Jupiter and Saturn orbit the Sun in nearly 12 and 30 years, respectively, meeting up in conjunction every 20 years. This weekend Jupiter edges toward Saturn for an especially rare winter solstice conjunction. It is not the timing that makes this exceptional, but their apparent nearness. On Sunday Jupiter is just below Saturn, and on Monday they are in conjunction; one-fifth the width of the Moon apart or 12 times the width of Jupiter as seen through a telescope. This is their closest conjunction in four centuries and the closest in eight centuries that they have been far enough from the Sun to be seen easily, although by sunset here they will have separated slightly and appear as close as their morning conjunction in 1563 (see Bob King’s excellent article on the Sky & Telescope website). If you get a chance to see this event, bear in mind they are really 730 million kilometres apart, with Saturn twice as far from the Sun as Jupiter.
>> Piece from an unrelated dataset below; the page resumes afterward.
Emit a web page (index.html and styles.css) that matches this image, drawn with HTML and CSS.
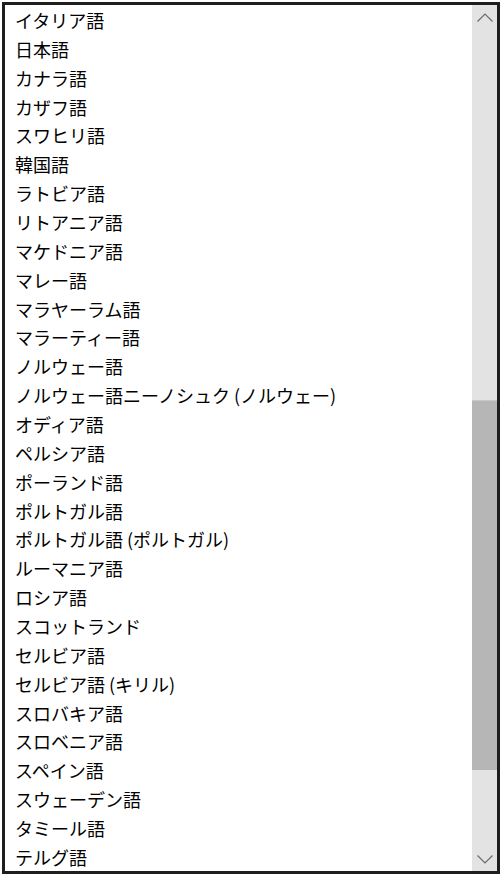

This Week in the Solar System
Saturday’s sunrise in Moncton is at 7:57 am and sunset will occur at 4:35 pm, giving 8 hours, 38 minutes of daylight (7:59 am and 4:43 pm in Saint John). Next Saturday the Sun will rise at 8:00 am and set at 4:39 pm, giving 8 hours, 39 minutes of daylight (8:02 am and 4:47 pm in Saint John). The Sun reaches its most southerly position, over the Tropic of Capricorn although it is within the borders of the constellation Sagittarius the Archer, at 6:02 am on Monday, marking the beginning of winter in the northern hemisphere.
The Moon is at first quarter on Monday and it passes a binocular width below Mars on Wednesday. Also on Monday, Jupiter appears about one-fifth the width of the Moon from Saturn. Check them out by 5:30 – 6 pm because they set around 7 pm. Reddish Mars remains brighter than all of the stars except Sirius, leading similarly coloured Aldebaran and Betelgeuse across the sky. Venus rises two hours before sunrise this weekend, slowly heading sunward, while Mercury is at superior conjunction on Sunday. The Ursid meteor shower peaks from Tuesday evening to Wednesday morning, with shooting stars seeming to emanate from the bowl of the Little Dipper in the north.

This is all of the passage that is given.